4/12/12

Little Ads - We found some history.

Today the Research & Googling Team has brought us some slices of interestingness... made of history! Mmm, waiter, can I have some coffee with all this history?
I'd never seen the word "skivvies" used in advertising before. I'd only heard it used colloquially. So, I tasked the guys down in R&G to get to the bottom of this one. World Wide Words says this:
The word has been briefly trademarked several times, but the earliest in the US Trademarks Registry is dated 1954 (by Norwich Mills Inc, Norwich, New York) and by then the word had been in public use for some time... In the singular, a skivvy is usually defined as a vest (as we would call it in Britain) or undershirt, sometimes specifically named as a skivvy shirt. In the plural it either refers to both vest and underpants or to male underwear in general. Most examples suggest that this last meaning came along after the one for a vest. But that 1918 citation is in the plural, which may indicate it was already a fairly broad term. The early examples all indicate it was US military slang.
Other sources agree with the military origin of the term. So, it turns out that this ad we found here is from a 1954 issue of LIFE magazine, which makes it the first attempt to trademark the word "skivvies".
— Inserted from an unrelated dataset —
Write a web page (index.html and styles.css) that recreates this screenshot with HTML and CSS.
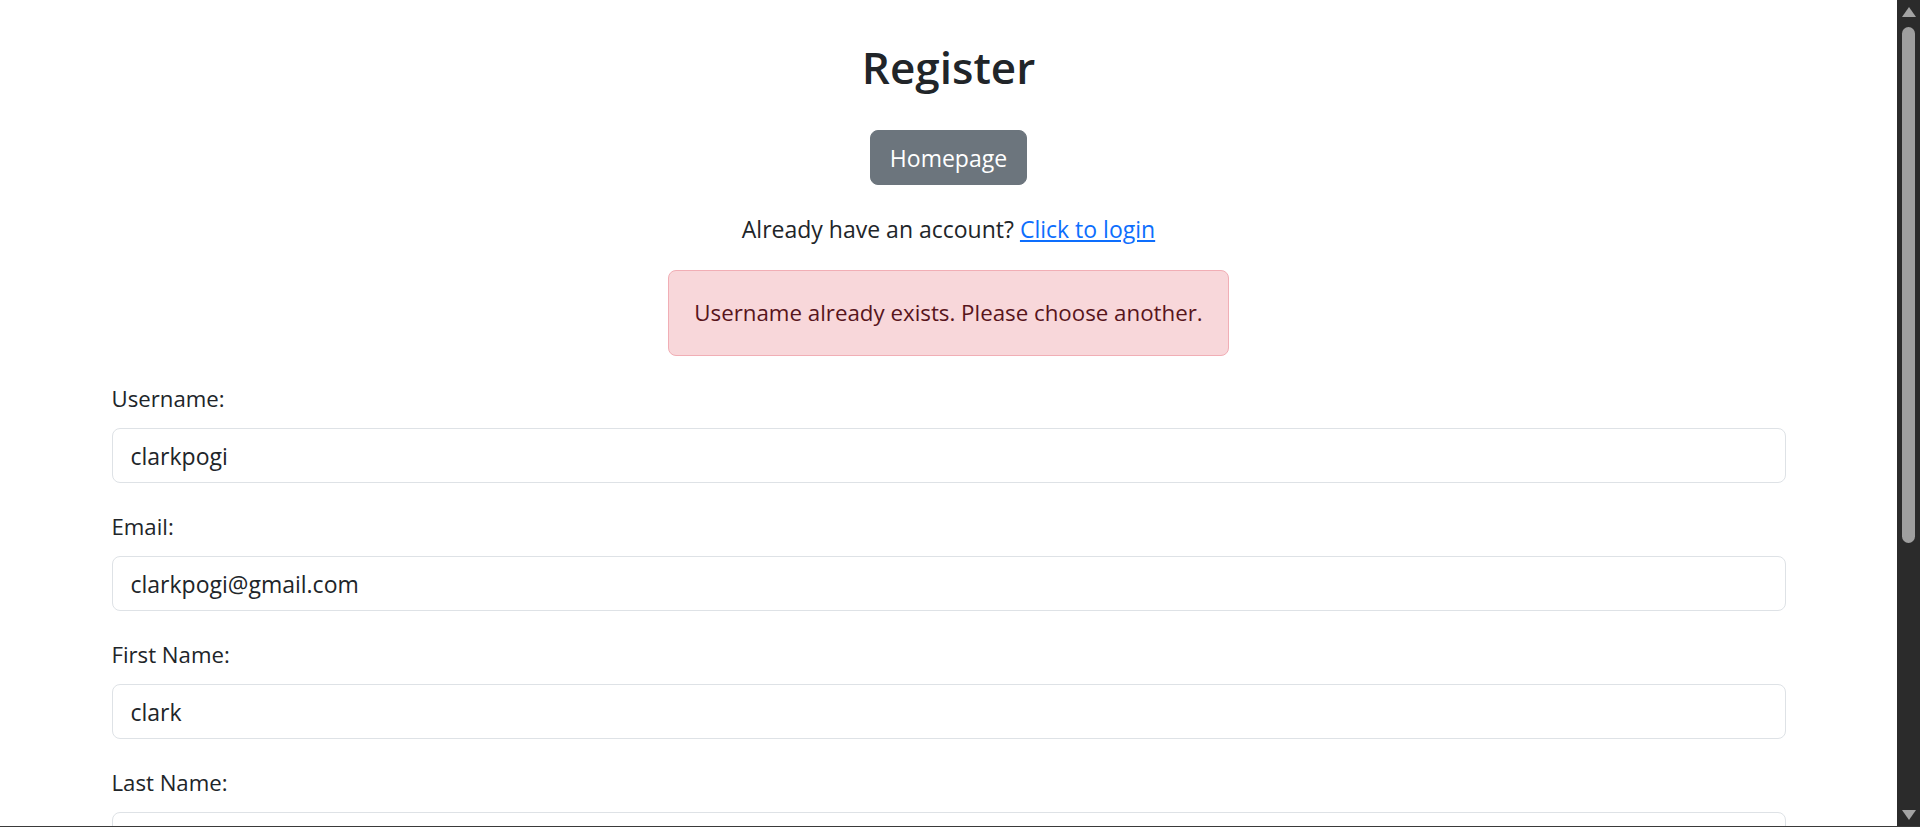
FILE: index.html
```html
<!DOCTYPE html>
<html lang="en">
<head>
<meta charset="utf-8">
<title>Register</title>
<link rel="stylesheet" href="styles.css">
</head>
<body>
<div class="window">
  <main class="page">
    <div class="container">
      <h2 class="title">Register</h2>
      <div class="center btn-row"><a class="btn" href="#">Homepage</a></div>
      <p class="login-note">Already have an account? <a class="link" href="#">Click to login</a></p>
      <div class="center alert-row"><div class="alert">Username already exists. Please choose another.</div></div>
      <form class="form">
        <div class="field">
          <label class="label" for="username">Username:</label>
          <input class="input" id="username" type="text" value="clarkpogi">
        </div>
        <div class="field">
          <label class="label" for="email">Email:</label>
          <input class="input" id="email" type="text" value="clarkpogi@gmail.com">
        </div>
        <div class="field">
          <label class="label" for="first">First Name:</label>
          <input class="input" id="first" type="text" value="clark">
        </div>
        <div class="field">
          <label class="label" for="last">Last Name:</label>
          <input class="input" id="last" type="text" value="pogi">
        </div>
      </form>
    </div>
  </main>
  <div class="scrollbar">
    <span class="arrow arrow-up"></span>
    <div class="track"><div class="thumb"></div></div>
    <span class="arrow arrow-down"></span>
  </div>
</div>
</body>
</html>
```
FILE: styles.css
```css
html, body {
  margin: 0;
  padding: 0;
  height: 100%;
  overflow: hidden;
  background: #ffffff;
}
body {
  font-family: "Open Sans", "Noto Sans", "Liberation Sans", sans-serif;
  font-size: 20px;
  line-height: 30px;
  color: #212529;
}
.window {
  display: flex;
  height: 826px;
  border-bottom: 1px solid #3a3a3a;
}
.page {
  flex: 1;
  overflow: hidden;
  min-width: 0;
}
.container {
  max-width: 1674px;
  margin: 0 auto;
  padding-top: 43px;
}
.title {
  margin: 0;
  font-size: 44px;
  line-height: 48px;
  font-weight: 600;
  text-align: center;
}
.center {
  display: flex;
  justify-content: center;
}
.btn-row {
  margin-top: 39px;
}
.btn {
  display: inline-block;
  padding: 11.5px 19px;
  font-size: 23px;
  line-height: 30px;
  border: 1px solid #6c757d;
  border-radius: 8px;
  background: #6c757d;
  color: #ffffff;
  text-decoration: none;
}
.login-note {
  margin: 29px 0 0;
  font-size: 23px;
  text-align: center;
}
.link {
  color: #0d6efd;
  text-decoration: underline;
}
.alert-row {
  margin-top: 26px;
}
.alert {
  padding: 27px 25px;
  font-size: 22.3px;
  background: #f8d7da;
  border: 1px solid #f1aeb5;
  border-radius: 8px;
  color: #58151c;
}
.form {
  margin-top: 28px;
}
.field {
  display: flex;
  flex-direction: column;
  margin-bottom: 29px;
}
.label {
  margin-bottom: 14px;
  font-size: 22.2px;
}
.input {
  box-sizing: border-box;
  width: 100%;
  height: 55px;
  margin: 0;
  padding: 11.5px 18px;
  font-family: inherit;
  font-size: 23px;
  line-height: 30px;
  color: #212529;
  background: #ffffff;
  border: 1px solid #dee2e6;
  border-radius: 8px;
  outline: none;
}
.scrollbar {
  width: 23px;
  flex: none;
  background: #2b2b2b;
  display: flex;
  flex-direction: column;
  align-items: center;
  padding: 7px 0 6px;
  box-sizing: border-box;
}
.arrow {
  width: 0;
  height: 0;
  border-left: 7px solid transparent;
  border-right: 7px solid transparent;
  flex: none;
}
.arrow-up {
  border-bottom: 10px solid #a3a3a3;
}
.arrow-down {
  border-top: 10px solid #a3a3a3;
}
.track {
  flex: 1;
  width: 100%;
  display: flex;
  justify-content: center;
  padding-top: 10px;
}
.thumb {
  width: 13px;
  height: 516px;
  border-radius: 7px;
  background: #9f9f9f;
}
```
This ad comes to us from 1952, in the British magazine Picture Post. It's an ad for Dunlop bicycle "tyres" (heh heh). It seems to assume that the reader instantly recognizes the horseshoe things and associates them with cycling. A moment's staring tells me that this is some kind of trouser cuff clip.

Trouble is, here in The Future, most workaday cyclists I see use some kind of velcro strappy deal to keep their cuff from getting jammed in the chain. I myself am a fairly big bike geek, so if I'm riding, I'm probably wearing spacey bike clothes, looking like an insect. Also, I'm safely concealed in a forest of some kind, where stupid looking weirdos belong.
R&G found some vintage trouser clips like the ones in this ad on Ebay, see? Case closed! Mystery solved! Check and mate!
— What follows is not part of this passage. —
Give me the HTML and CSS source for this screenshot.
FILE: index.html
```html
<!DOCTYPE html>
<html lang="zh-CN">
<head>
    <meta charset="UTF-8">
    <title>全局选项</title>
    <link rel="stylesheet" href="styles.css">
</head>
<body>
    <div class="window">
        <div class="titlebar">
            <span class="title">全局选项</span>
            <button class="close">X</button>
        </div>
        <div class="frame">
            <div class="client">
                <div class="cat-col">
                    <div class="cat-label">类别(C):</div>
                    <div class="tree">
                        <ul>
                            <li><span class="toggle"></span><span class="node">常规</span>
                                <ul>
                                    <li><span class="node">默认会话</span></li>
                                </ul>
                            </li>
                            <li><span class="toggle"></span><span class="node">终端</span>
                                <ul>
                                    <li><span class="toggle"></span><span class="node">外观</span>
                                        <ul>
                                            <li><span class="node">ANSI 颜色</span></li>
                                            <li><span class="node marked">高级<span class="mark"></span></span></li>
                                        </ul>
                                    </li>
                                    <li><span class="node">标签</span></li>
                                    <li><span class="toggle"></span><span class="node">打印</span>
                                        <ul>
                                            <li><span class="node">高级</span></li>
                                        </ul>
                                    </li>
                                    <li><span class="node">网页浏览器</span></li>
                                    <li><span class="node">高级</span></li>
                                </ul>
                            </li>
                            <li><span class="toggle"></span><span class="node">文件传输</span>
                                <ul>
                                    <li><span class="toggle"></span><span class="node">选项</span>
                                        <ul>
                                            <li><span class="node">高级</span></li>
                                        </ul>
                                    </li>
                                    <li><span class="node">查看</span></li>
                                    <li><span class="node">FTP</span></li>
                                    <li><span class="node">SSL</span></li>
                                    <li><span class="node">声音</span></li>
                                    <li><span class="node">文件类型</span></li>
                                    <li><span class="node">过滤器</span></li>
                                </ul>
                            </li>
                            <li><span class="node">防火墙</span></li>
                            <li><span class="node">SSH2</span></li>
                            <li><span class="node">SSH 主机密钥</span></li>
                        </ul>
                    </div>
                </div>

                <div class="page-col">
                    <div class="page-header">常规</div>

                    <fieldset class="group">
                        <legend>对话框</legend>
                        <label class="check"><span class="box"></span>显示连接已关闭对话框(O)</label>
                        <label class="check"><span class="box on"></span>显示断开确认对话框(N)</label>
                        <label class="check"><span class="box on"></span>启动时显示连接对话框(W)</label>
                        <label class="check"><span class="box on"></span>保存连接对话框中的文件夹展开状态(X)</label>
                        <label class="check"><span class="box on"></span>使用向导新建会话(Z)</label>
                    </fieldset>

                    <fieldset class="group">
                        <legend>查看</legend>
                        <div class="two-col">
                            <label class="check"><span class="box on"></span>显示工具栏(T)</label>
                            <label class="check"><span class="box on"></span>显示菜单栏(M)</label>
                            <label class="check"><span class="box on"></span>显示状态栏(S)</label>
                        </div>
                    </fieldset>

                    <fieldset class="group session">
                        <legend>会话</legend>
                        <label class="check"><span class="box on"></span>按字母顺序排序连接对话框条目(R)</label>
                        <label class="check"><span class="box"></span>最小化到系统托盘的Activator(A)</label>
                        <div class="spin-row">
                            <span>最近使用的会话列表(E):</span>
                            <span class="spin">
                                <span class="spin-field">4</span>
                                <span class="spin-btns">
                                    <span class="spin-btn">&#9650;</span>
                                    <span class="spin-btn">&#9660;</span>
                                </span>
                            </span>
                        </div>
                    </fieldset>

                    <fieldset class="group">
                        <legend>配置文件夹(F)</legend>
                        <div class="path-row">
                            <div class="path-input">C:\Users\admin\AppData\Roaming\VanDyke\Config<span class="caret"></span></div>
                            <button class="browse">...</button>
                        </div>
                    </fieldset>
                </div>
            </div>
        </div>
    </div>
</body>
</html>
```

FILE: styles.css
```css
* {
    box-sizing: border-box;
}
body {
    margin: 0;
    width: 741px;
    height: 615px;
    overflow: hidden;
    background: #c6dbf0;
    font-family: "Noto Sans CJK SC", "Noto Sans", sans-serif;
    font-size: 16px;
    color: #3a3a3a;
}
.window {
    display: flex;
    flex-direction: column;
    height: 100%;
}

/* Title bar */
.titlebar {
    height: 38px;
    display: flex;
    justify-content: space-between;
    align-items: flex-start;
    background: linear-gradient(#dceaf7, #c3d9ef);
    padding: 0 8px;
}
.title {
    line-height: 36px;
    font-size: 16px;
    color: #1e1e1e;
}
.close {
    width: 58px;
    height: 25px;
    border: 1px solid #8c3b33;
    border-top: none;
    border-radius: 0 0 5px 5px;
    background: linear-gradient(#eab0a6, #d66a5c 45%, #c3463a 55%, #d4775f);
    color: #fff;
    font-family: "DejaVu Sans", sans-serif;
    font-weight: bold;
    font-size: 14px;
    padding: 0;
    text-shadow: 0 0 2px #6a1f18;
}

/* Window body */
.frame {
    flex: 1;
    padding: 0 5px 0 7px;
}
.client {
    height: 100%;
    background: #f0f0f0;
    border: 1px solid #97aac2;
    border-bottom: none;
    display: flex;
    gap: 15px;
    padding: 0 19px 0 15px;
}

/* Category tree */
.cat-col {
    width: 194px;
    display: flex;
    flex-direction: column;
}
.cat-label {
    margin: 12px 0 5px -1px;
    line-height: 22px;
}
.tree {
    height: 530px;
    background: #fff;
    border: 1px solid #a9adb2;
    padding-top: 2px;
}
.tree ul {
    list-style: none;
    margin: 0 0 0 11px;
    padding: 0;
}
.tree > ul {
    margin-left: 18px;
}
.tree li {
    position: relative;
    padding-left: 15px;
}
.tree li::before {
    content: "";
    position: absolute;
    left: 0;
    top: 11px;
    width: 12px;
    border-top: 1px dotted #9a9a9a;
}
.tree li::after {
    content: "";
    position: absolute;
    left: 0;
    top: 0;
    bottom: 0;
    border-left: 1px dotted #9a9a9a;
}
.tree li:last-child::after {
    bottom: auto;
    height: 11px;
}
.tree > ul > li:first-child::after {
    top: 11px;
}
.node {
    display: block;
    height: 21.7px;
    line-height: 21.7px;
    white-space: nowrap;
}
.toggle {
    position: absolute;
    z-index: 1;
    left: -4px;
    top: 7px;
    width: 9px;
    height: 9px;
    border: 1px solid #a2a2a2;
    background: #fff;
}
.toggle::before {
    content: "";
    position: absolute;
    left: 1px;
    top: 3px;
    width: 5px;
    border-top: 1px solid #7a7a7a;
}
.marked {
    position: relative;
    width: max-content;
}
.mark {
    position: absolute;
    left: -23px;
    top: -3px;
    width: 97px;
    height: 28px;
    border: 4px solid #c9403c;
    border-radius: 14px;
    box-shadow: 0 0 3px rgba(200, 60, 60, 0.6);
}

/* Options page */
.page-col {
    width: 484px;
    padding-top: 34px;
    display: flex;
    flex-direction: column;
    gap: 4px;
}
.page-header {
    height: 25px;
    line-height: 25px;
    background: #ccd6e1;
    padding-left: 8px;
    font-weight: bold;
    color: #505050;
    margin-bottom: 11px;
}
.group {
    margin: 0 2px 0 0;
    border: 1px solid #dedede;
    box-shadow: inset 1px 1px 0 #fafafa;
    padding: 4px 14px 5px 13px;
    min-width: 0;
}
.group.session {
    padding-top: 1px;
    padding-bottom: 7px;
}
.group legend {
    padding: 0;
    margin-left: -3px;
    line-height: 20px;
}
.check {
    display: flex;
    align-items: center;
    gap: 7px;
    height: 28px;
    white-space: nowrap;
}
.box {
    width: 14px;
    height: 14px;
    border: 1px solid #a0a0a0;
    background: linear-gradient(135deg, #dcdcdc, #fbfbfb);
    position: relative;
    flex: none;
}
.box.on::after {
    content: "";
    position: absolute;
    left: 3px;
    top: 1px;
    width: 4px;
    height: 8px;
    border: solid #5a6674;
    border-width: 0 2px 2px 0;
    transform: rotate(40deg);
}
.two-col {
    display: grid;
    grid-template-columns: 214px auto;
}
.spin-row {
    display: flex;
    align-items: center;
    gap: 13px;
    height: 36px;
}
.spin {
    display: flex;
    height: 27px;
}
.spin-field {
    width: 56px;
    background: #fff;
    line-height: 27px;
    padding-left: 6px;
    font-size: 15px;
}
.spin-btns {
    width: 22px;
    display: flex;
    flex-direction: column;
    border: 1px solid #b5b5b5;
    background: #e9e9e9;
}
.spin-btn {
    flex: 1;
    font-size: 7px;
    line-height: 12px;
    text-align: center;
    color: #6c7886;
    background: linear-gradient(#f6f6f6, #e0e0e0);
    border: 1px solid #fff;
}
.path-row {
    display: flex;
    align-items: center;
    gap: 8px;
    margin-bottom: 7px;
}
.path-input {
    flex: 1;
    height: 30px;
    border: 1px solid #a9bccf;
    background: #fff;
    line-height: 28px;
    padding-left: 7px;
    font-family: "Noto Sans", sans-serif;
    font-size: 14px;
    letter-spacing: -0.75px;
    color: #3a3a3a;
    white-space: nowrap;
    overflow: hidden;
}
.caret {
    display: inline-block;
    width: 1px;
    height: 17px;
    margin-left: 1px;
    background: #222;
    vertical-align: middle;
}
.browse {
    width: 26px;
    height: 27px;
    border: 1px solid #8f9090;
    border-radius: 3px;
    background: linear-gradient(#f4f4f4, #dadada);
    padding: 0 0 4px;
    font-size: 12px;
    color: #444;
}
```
This last ad is also from Picture Post. What the Eff is "Nervone? Apparently, nerves have "power" and it can run low. Thankfully, Nervone can build up more nerve power so you don't run out? What... is... this... shit?
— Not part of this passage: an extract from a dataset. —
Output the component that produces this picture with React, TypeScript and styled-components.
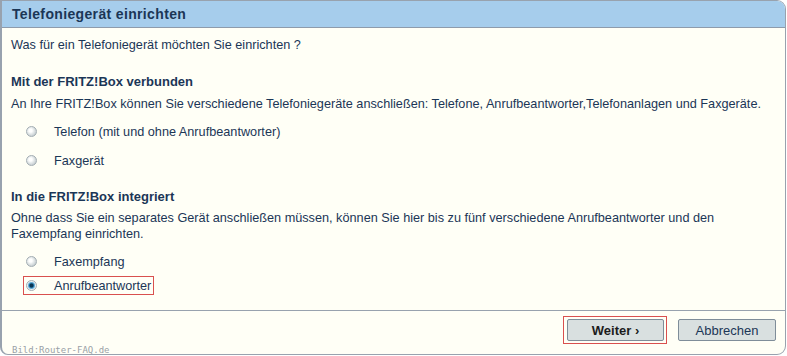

Oooooh! Nervone is homeopathy, which makes it magic pills. Homeopathy is the idea that "like cures like". If you have cancer, take some cancer to chase it away. Even better, it says that molecules have "memory" of their previous states and - long story short - you can dilute something with water, all the way down to undetectable levels, and call it "medicine". In Britain, where libel laws are, uuh, "different", homeopathy enjoys wider acceptance among people who like magical thinking. Homeopathic remedies are either water or sugar pills, depending on whether the product is in liquid or solid form.

This ad describes conditions that are usually associated with stress and psychological conditions and blames them on "low nerve power". Nervone probably does nothing. As proof, skeptics have staged massive homeopathic "overdoses" to prove that the product contains no active ingredients. Nobody got sick.


1 comments:

Jim Dillon said...

Doctor to patient: "And how long have you had this diarrhea, Mr. Olsen?"
Patient to doctor: "I'm not exactly sure. I couldn't take off my bicycle clips for about three days, and when I figured them out this morning, there it was."

Actual joke from '70's vintage joke pamphlet purchased in truck stop.